Klustar is a 1999 Game Boy Color game developed by Rebellion Developments and published by Infogrames. Similar to Tetris, the game is a puzzle game requiring the player to manipulate and match patterns on a grid of blocks.

==Gameplay==

A screenshot of Klustar.

The player controls a klustar of colored blocks that can be moved in four directions and rotated at right angles. In Klustar, colored tetrominoes appear from all sides of the screen and attach to the center. The goal of the game is to match the colors by fitting blocks together by forming squares of at least three blocks with the same color, which disappear. The game continues until the klustar becomes so big it can no longer move, or blocks shapes entering the screen. The game contains two modes: an endurance game that lasts indefinitely, or a 'countdown game' where the aim is to get the highest score with a limited number of matches, with additional types of incoming shapes.
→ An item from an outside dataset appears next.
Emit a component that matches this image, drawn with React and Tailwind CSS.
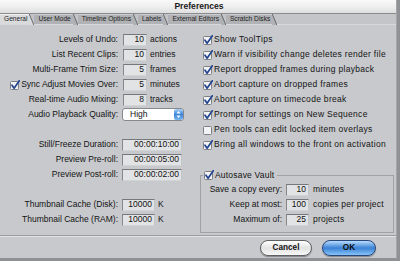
import React from 'react';

const leftRows = [
  { label: 'Levels of Undo:', value: '10', unit: 'actions', w: 'w-[24px] ml-[1px]' },
  { label: 'List Recent Clips:', value: '10', unit: 'entries', w: 'w-[24px] ml-[1px]' },
  { label: 'Multi-Frame Trim Size:', value: '5', unit: 'frames', w: 'w-[24px] ml-[1px]' },
  { label: 'Sync Adjust Movies Over:', value: '5', unit: 'minutes', w: 'w-[24px] ml-[1px]', check: true },
  { label: 'Real-time Audio Mixing:', value: '8', unit: 'tracks', w: 'w-[24px] ml-[1px]' },
  { label: 'Audio Playback Quality:', popup: 'High' },
  null,
  { label: 'Still/Freeze Duration:', value: '00:00:10:00', w: 'w-[60px]' },
  { label: 'Preview Pre-roll:', value: '00:00:05:00', w: 'w-[60px]' },
  { label: 'Preview Post-roll:', value: '00:00:02:00', w: 'w-[60px]' },
  null,
  { label: 'Thumbnail Cache (Disk):', value: '10000', unit: 'K', w: 'w-[33px]' },
  { label: 'Thumbnail Cache (RAM):', value: '10000', unit: 'K', w: 'w-[33px]' },
];

const rightChecks = [
  ['Show ToolTips', true],
  ['Warn if visibility change deletes render file', true],
  ['Report dropped frames during playback', true],
  ['Abort capture on dropped frames', true],
  ['Abort capture on timecode break', true],
  ['Prompt for settings on New Sequence', true],
  ['Pen tools can edit locked item overlays', false],
  ['Bring all windows to the front on activation', true],
];

const vault = [
  ['Save a copy every:', '10', 'minutes'],
  ['Keep at most:', '100', 'copies per project'],
  ['Maximum of:', '25', 'projects'],
];

const tabs = ['General', 'User Mode', 'Timeline Options', 'Labels', 'External Editors', 'Scratch Disks'];

function CheckBox({ checked }) {
  return (
    <svg width="10" height="10" viewBox="0 0 10 10" className="shrink-0">
      <rect x="0.5" y="1.5" width="8" height="8" rx="1" fill="#f2f3f4" stroke="#7d7f82" />
      {checked && (
        <path d="M2 5.2 L4.1 8.2 L9.3 0.8" fill="none" stroke="#23448f" strokeWidth="1.7" strokeLinecap="round" strokeLinejoin="round" />
      )}
    </svg>
  );
}

function Field({ value, w }) {
  return (
    <div className={`h-[12px] ${w} flex items-center justify-end pr-[2px] bg-[#e2e3e5] border border-t-[#75777a] border-l-[#85878a] border-r-[#c2c4c6] border-b-[#d2d3d5] text-[#111]`}>
      {value}
    </div>
  );
}

function Tab({ label, active }) {
  return (
    <div className="flex h-full">
      <div className={`flex items-center pl-[4px] pr-[2px] text-[6.6px] text-[#1e1e1e] border-t ${active ? 'bg-[#d9dadc] border-[#f0f0f0]' : 'bg-[#b0b2b5] border-[#cbcccf]'}`}>
        {label}
      </div>
      <svg width="5" height="11" viewBox="0 0 5 11" className="shrink-0">
        <polygon points="0,0 0,11 5,11" fill={active ? '#d9dadc' : '#b0b2b5'} />
        <line x1="0.3" y1="0" x2="4.8" y2="11" stroke="#5f6164" strokeWidth="0.9" />
      </svg>
    </div>
  );
}

export default function App() {
  return (
    <div className="w-[400px] h-[261px] bg-[#8f9194] overflow-hidden font-['Liberation_Sans',Arial,sans-serif] text-[8.5px] leading-none text-[#141414]">
      <div className="w-[397px] h-[258px] bg-[#c7c9cc] flex flex-col border-r border-[#a4a6a9]">
        {/* title bar */}
        <div className="h-[14px] shrink-0 flex items-center justify-center bg-gradient-to-b from-[#f9f9f9] via-[#efefef] to-[#dedede] border-b border-[#8a8b8d]">
          <span className="font-bold text-[8.6px] text-[#1a1a1a] pl-[2px]">Preferences</span>
        </div>

        {/* tabs */}
        <div className="h-[11px] shrink-0 flex items-stretch pl-[0px] bg-[#c3c5c8] border-b border-[#d8d9db]">
          {tabs.map((t, i) => (
            <Tab key={t} label={t} active={i === 0} />
          ))}
        </div>

        {/* content */}
        <div className="h-[210px] shrink-0 flex pt-[7px]">
          <div className="w-[200px] shrink-0 grid grid-cols-[118px_1fr] auto-rows-[15px] gap-x-[4px] content-start">
            {leftRows.map((r, i) =>
              r === null ? (
                <div key={i} className="col-span-2" />
              ) : (
                <React.Fragment key={i}>
                  <div className="flex items-center justify-end gap-[1px]">
                    {r.check && <CheckBox checked />}
                    <span>{r.label}</span>
                  </div>
                  <div className="flex items-center gap-[3px]">
                    {r.popup ? (
                      <div className="h-[13px] w-[62px] flex items-center justify-between bg-white border border-[#86888b] rounded-[3px] pl-[7px] overflow-hidden">
                        <span>{r.popup}</span>
                        <svg width="9" height="11" viewBox="0 0 9 11" className="shrink-0">
                          <defs>
                            <linearGradient id="pg" x1="0" y1="0" x2="0" y2="1">
                              <stop offset="0" stopColor="#a9d1f7" />
                              <stop offset="0.5" stopColor="#3d84d8" />
                              <stop offset="1" stopColor="#7bb8f0" />
                            </linearGradient>
                          </defs>
                          <rect x="0" y="0" width="9" height="11" rx="2" fill="url(#pg)" />
                          <polygon points="2.5,4.5 4.5,2 6.5,4.5" fill="#fff" />
                          <polygon points="2.5,6.5 4.5,9 6.5,6.5" fill="#fff" />
                        </svg>
                      </div>
                    ) : (
                      <Field value={r.value} w={r.w} />
                    )}
                    {r.unit && <span>{r.unit}</span>}
                  </div>
                </React.Fragment>
              )
            )}
          </div>

          <div className="flex-1 flex flex-col pr-[2px]">
            <div className="pl-[3px] flex flex-col">
              {rightChecks.map(([t, c]) => (
                <div key={t} className="h-[15px] flex items-center gap-[1px]">
                  <CheckBox checked={c} />
                  <span className="tracking-[0.3px]">{t}</span>
                </div>
              ))}
            </div>

            <fieldset className="mt-[18px] border border-[#9fa1a4] pb-[5px]">
              <legend className="ml-[2px] px-[1px] flex items-center gap-[1px] h-[10px]">
                <CheckBox checked />
                <span className="pr-[2px] tracking-[0.2px]">Autosave Vault</span>
              </legend>
              <div className="grid grid-cols-[81px_23px_1fr] auto-rows-[15px] gap-x-[4px] pt-[2px]">
                {vault.map(([l, v, u]) => (
                  <React.Fragment key={l}>
                    <div className="flex items-center justify-end">{l}</div>
                    <div className="flex items-center">
                      <Field value={v} w="w-[23px]" />
                    </div>
                    <div className="flex items-center tracking-[0.2px]">{u}</div>
                  </React.Fragment>
                ))}
              </div>
            </fieldset>
          </div>
        </div>

        {/* separator */}
        <div className="h-[2px] shrink-0 border-t border-[#9a9c9f] bg-[#e3e4e6]" />

        {/* buttons */}
        <div className="flex-1 flex justify-end items-start gap-[10px] pr-[20px] pt-[3px]">
          <button className="h-[16px] w-[52px] rounded-full border border-[#5f6063] bg-gradient-to-b from-[#ffffff] via-[#e3e3e3] to-[#f7f7f7] font-bold text-[8.2px] text-[#111] shadow-[0_1px_1px_rgba(0,0,0,0.35)]">
            Cancel
          </button>
          <button className="h-[16px] w-[54px] rounded-full border border-[#27467c] bg-gradient-to-b from-[#b7dcfb] via-[#3b82d6] to-[#86c3f6] font-bold text-[8.2px] text-[#0b0b0b] shadow-[0_1px_1px_rgba(0,0,0,0.35)]">
            OK
          </button>
        </div>
      </div>
    </div>
  );
}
The game is scored by the number and size of the paired squares, and the difficulty level set in the game.

==Development==

Klustar was developed by Chris and Jason Kingsley of Rebellion Developments, and was one of the first titles developed by the pair and the first developed for the Game Boy. The game was designed and owned independently by the duo. Klustar was developed by Rebellion Developments as the first title in four years following a series of unsuccessful developments for the Atari Jaguar. The duo stated "we had always been big fans of the Game Boy and worked on various iterations of the hardware over the years", and had "put together (their) own software tools for the Game Boy from off-the shelf tools".

==Reception==

Klustar received mixed reviews, with many critics assessing the merits of the game in comparison to Tetris. Positive reviews of Klustar considered the game as an innovative interpretation of Tetris. Q64 stated "Klustar is an interesting twist on the Tetris theme, and puzzle fans of this type will want to give Klustar a try". In a milder review, Craig Harris of IGN stated that Klustar was "one of the most unique" interpretations of Tetris, although "it doesn't have the same addictive quality as the original puzzle stacker".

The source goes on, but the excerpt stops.